◆ WHAT THE EXERCISE ASKS: Return the material word for word. Do not include the pictures.

Start of COLLECTED MATERIAL

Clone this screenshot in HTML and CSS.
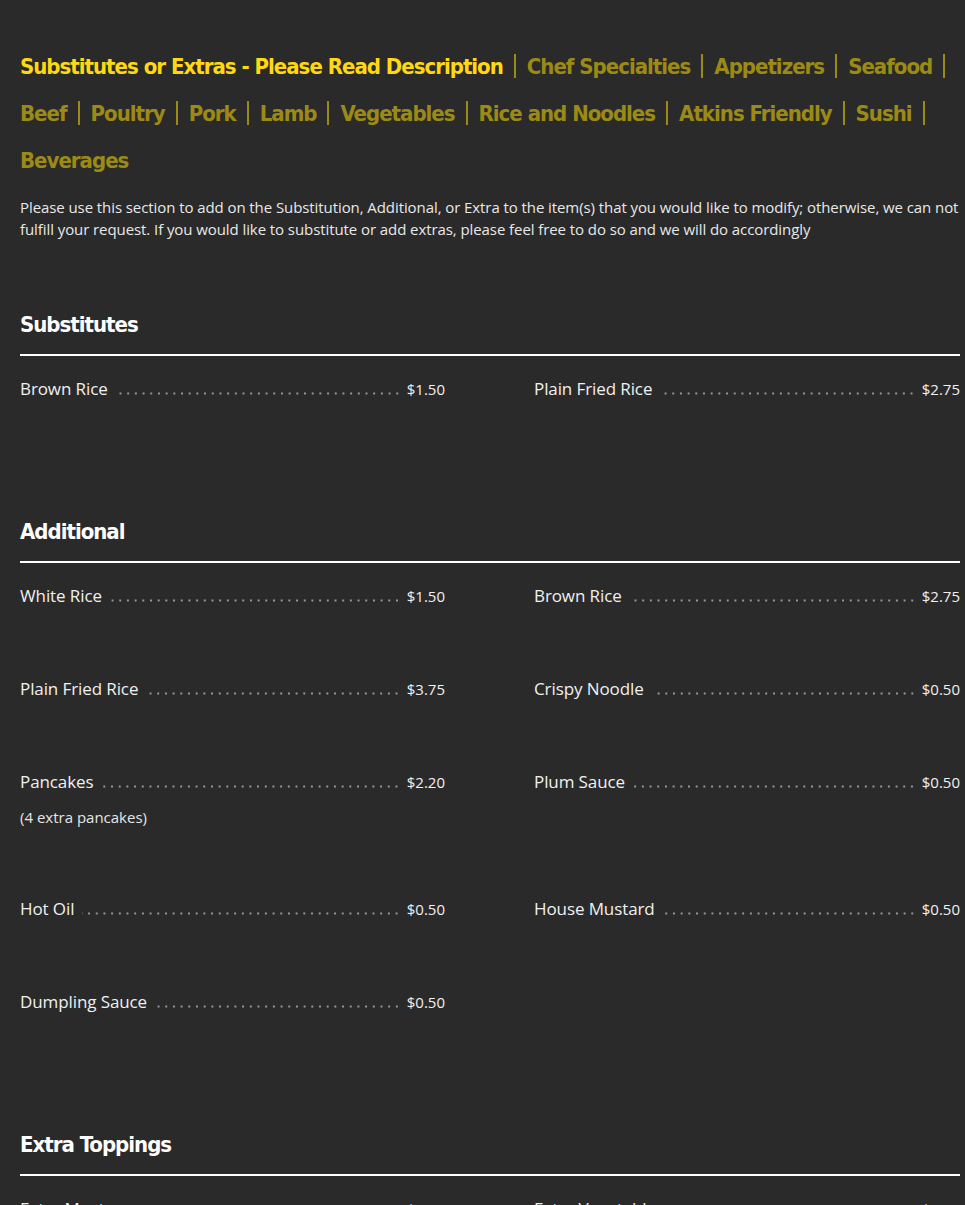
FILE: index.html
```html
<!DOCTYPE html>
<html lang="en">
<head>
<meta charset="utf-8">
<title>Substitutes or Extras</title>
<link rel="stylesheet" href="styles.css">
</head>
<body>
<div class="page">
  <nav class="cats">
    <a class="cat active" href="#">Substitutes or Extras - Please Read Description</a><span class="sep"></span><a class="cat" href="#">Chef Specialties</a><span class="sep"></span><a class="cat" href="#">Appetizers</a><span class="sep"></span><a class="cat" href="#">Seafood</a><span class="sep"></span><a class="cat" href="#">Beef</a><span class="sep"></span><a class="cat" href="#">Poultry</a><span class="sep"></span><a class="cat" href="#">Pork</a><span class="sep"></span><a class="cat" href="#">Lamb</a><span class="sep"></span><a class="cat" href="#">Vegetables</a><span class="sep"></span><a class="cat" href="#">Rice and Noodles</a><span class="sep"></span><a class="cat" href="#">Atkins Friendly</a><span class="sep"></span><a class="cat" href="#">Sushi</a><span class="sep"></span><a class="cat" href="#">Beverages</a>
  </nav>

  <p class="intro">Please use this section to add on the Substitution, Additional, or Extra to the item(s) that you would like to modify; otherwise, we can not fulfill your request. If you would like to substitute or add extras, please feel free to do so and we will do accordingly</p>

  <section class="menu-section">
    <h2 class="section-title">Substitutes</h2>
    <div class="items">
      <div class="item"><div class="item-line"><span class="name">Brown Rice</span><span class="dots"></span><span class="price">$1.50</span></div></div>
      <div class="item"><div class="item-line"><span class="name">Plain Fried Rice</span><span class="dots"></span><span class="price">$2.75</span></div></div>
    </div>
  </section>

  <section class="menu-section">
    <h2 class="section-title">Additional</h2>
    <div class="items">
      <div class="item"><div class="item-line"><span class="name">White Rice</span><span class="dots"></span><span class="price">$1.50</span></div></div>
      <div class="item"><div class="item-line"><span class="name">Brown Rice</span><span class="dots"></span><span class="price">$2.75</span></div></div>
      <div class="item"><div class="item-line"><span class="name">Plain Fried Rice</span><span class="dots"></span><span class="price">$3.75</span></div></div>
      <div class="item"><div class="item-line"><span class="name">Crispy Noodle</span><span class="dots"></span><span class="price">$0.50</span></div></div>
      <div class="item"><div class="item-line"><span class="name">Pancakes</span><span class="dots"></span><span class="price">$2.20</span></div><p class="desc">(4 extra pancakes)</p></div>
      <div class="item"><div class="item-line"><span class="name">Plum Sauce</span><span class="dots"></span><span class="price">$0.50</span></div></div>
      <div class="item"><div class="item-line"><span class="name">Hot Oil</span><span class="dots"></span><span class="price">$0.50</span></div></div>
      <div class="item"><div class="item-line"><span class="name">House Mustard</span><span class="dots"></span><span class="price">$0.50</span></div></div>
      <div class="item"><div class="item-line"><span class="name">Dumpling Sauce</span><span class="dots"></span><span class="price">$0.50</span></div></div>
    </div>
  </section>

  <section class="menu-section">
    <h2 class="section-title">Extra Toppings</h2>
    <div class="items">
      <div class="item"><div class="item-line"><span class="name">Extra Meat</span><span class="dots"></span><span class="price">$3.00</span></div></div>
      <div class="item"><div class="item-line"><span class="name">Extra Vegetable</span><span class="dots"></span><span class="price">$2.00</span></div></div>
    </div>
  </section>
</div>
</body>
</html>
```

FILE: styles.css
```css
html, body {
  margin: 0;
  padding: 0;
  background: #2a2a2a;
}

body {
  font-family: "Open Sans", "Noto Sans", sans-serif;
  color: #ececec;
}

.page {
  width: 940px;
  padding: 43px 0 40px 20px;
}

.cats {
  font-family: "DejaVu Sans Condensed", "Liberation Sans", sans-serif;
  font-weight: 700;
  font-size: 22px;
  letter-spacing: -1px;
  line-height: 47px;
}

.cat {
  color: #9c8a16;
  text-decoration: none;
  white-space: nowrap;
}

.cat.active {
  color: #ffd814;
}

.sep {
  display: inline-block;
  width: 2px;
  height: 24px;
  background: #9c8a16;
  margin: 0 11px;
  vertical-align: -4px;
}

.intro {
  margin: 12px 0 0;
  font-size: 15px;
  line-height: 22px;
  letter-spacing: -0.08px;
  color: #e8e8e8;
}

.menu-section {
  margin-top: 70px;
}

.section-title {
  margin: 0;
  font-family: "DejaVu Sans Condensed", "Liberation Sans", sans-serif;
  font-weight: 700;
  font-size: 22px;
  letter-spacing: -1px;
  line-height: 30px;
  color: #ffffff;
  padding-bottom: 14px;
  border-bottom: 2px solid #ffffff;
}

.items {
  display: grid;
  grid-template-columns: 425px 426px;
  justify-content: space-between;
  row-gap: 69px;
  padding-top: 21px;
  padding-bottom: 46px;
}

.item-line {
  display: flex;
  align-items: baseline;
  line-height: 24px;
}

.name {
  font-size: 17px;
  letter-spacing: -0.1px;
  color: #f0f0f0;
  white-space: nowrap;
}

.dots {
  flex: 1;
  height: 3px;
  margin: 0 6px 0 8px;
  background-image: radial-gradient(circle, #9a9a9a 0.9px, transparent 1.3px);
  background-size: 7.7px 3px;
  background-repeat: repeat-x;
  background-position: right bottom;
}

.price {
  font-size: 15px;
  color: #f0f0f0;
}

.desc {
  margin: 12px 0 0;
  font-size: 15px;
  line-height: 22px;
  color: #e6e6e6;
}
```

End of COLLECTED MATERIAL

◆ FINAL ANSWER:
Clone this screenshot in HTML and CSS.
FILE: index.html
```html
<!DOCTYPE html>
<html lang="en">
<head>
<meta charset="utf-8">
<title>Substitutes or Extras</title>
<link rel="stylesheet" href="styles.css">
</head>
<body>
<div class="page">
  <nav class="cats">
    <a class="cat active" href="#">Substitutes or Extras - Please Read Description</a><span class="sep"></span><a class="cat" href="#">Chef Specialties</a><span class="sep"></span><a class="cat" href="#">Appetizers</a><span class="sep"></span><a class="cat" href="#">Seafood</a><span class="sep"></span><a class="cat" href="#">Beef</a><span class="sep"></span><a class="cat" href="#">Poultry</a><span class="sep"></span><a class="cat" href="#">Pork</a><span class="sep"></span><a class="cat" href="#">Lamb</a><span class="sep"></span><a class="cat" href="#">Vegetables</a><span class="sep"></span><a class="cat" href="#">Rice and Noodles</a><span class="sep"></span><a class="cat" href="#">Atkins Friendly</a><span class="sep"></span><a class="cat" href="#">Sushi</a><span class="sep"></span><a class="cat" href="#">Beverages</a>
  </nav>

  <p class="intro">Please use this section to add on the Substitution, Additional, or Extra to the item(s) that you would like to modify; otherwise, we can not fulfill your request. If you would like to substitute or add extras, please feel free to do so and we will do accordingly</p>

  <section class="menu-section">
    <h2 class="section-title">Substitutes</h2>
    <div class="items">
      <div class="item"><div class="item-line"><span class="name">Brown Rice</span><span class="dots"></span><span class="price">$1.50</span></div></div>
      <div class="item"><div class="item-line"><span class="name">Plain Fried Rice</span><span class="dots"></span><span class="price">$2.75</span></div></div>
    </div>
  </section>

  <section class="menu-section">
    <h2 class="section-title">Additional</h2>
    <div class="items">
      <div class="item"><div class="item-line"><span class="name">White Rice</span><span class="dots"></span><span class="price">$1.50</span></div></div>
      <div class="item"><div class="item-line"><span class="name">Brown Rice</span><span class="dots"></span><span class="price">$2.75</span></div></div>
      <div class="item"><div class="item-line"><span class="name">Plain Fried Rice</span><span class="dots"></span><span class="price">$3.75</span></div></div>
      <div class="item"><div class="item-line"><span class="name">Crispy Noodle</span><span class="dots"></span><span class="price">$0.50</span></div></div>
      <div class="item"><div class="item-line"><span class="name">Pancakes</span><span class="dots"></span><span class="price">$2.20</span></div><p class="desc">(4 extra pancakes)</p></div>
      <div class="item"><div class="item-line"><span class="name">Plum Sauce</span><span class="dots"></span><span class="price">$0.50</span></div></div>
      <div class="item"><div class="item-line"><span class="name">Hot Oil</span><span class="dots"></span><span class="price">$0.50</span></div></div>
      <div class="item"><div class="item-line"><span class="name">House Mustard</span><span class="dots"></span><span class="price">$0.50</span></div></div>
      <div class="item"><div class="item-line"><span class="name">Dumpling Sauce</span><span class="dots"></span><span class="price">$0.50</span></div></div>
    </div>
  </section>

  <section class="menu-section">
    <h2 class="section-title">Extra Toppings</h2>
    <div class="items">
      <div class="item"><div class="item-line"><span class="name">Extra Meat</span><span class="dots"></span><span class="price">$3.00</span></div></div>
      <div class="item"><div class="item-line"><span class="name">Extra Vegetable</span><span class="dots"></span><span class="price">$2.00</span></div></div>
    </div>
  </section>
</div>
</body>
</html>
```

FILE: styles.css
```css
html, body {
  margin: 0;
  padding: 0;
  background: #2a2a2a;
}

body {
  font-family: "Open Sans", "Noto Sans", sans-serif;
  color: #ececec;
}

.page {
  width: 940px;
  padding: 43px 0 40px 20px;
}

.cats {
  font-family: "DejaVu Sans Condensed", "Liberation Sans", sans-serif;
  font-weight: 700;
  font-size: 22px;
  letter-spacing: -1px;
  line-height: 47px;
}

.cat {
  color: #9c8a16;
  text-decoration: none;
  white-space: nowrap;
}

.cat.active {
  color: #ffd814;
}

.sep {
  display: inline-block;
  width: 2px;
  height: 24px;
  background: #9c8a16;
  margin: 0 11px;
  vertical-align: -4px;
}

.intro {
  margin: 12px 0 0;
  font-size: 15px;
  line-height: 22px;
  letter-spacing: -0.08px;
  color: #e8e8e8;
}

.menu-section {
  margin-top: 70px;
}

.section-title {
  margin: 0;
  font-family: "DejaVu Sans Condensed", "Liberation Sans", sans-serif;
  font-weight: 700;
  font-size: 22px;
  letter-spacing: -1px;
  line-height: 30px;
  color: #ffffff;
  padding-bottom: 14px;
  border-bottom: 2px solid #ffffff;
}

.items {
  display: grid;
  grid-template-columns: 425px 426px;
  justify-content: space-between;
  row-gap: 69px;
  padding-top: 21px;
  padding-bottom: 46px;
}

.item-line {
  display: flex;
  align-items: baseline;
  line-height: 24px;
}

.name {
  font-size: 17px;
  letter-spacing: -0.1px;
  color: #f0f0f0;
  white-space: nowrap;
}

.dots {
  flex: 1;
  height: 3px;
  margin: 0 6px 0 8px;
  background-image: radial-gradient(circle, #9a9a9a 0.9px, transparent 1.3px);
  background-size: 7.7px 3px;
  background-repeat: repeat-x;
  background-position: right bottom;
}

.price {
  font-size: 15px;
  color: #f0f0f0;
}

.desc {
  margin: 12px 0 0;
  font-size: 15px;
  line-height: 22px;
  color: #e6e6e6;
}
```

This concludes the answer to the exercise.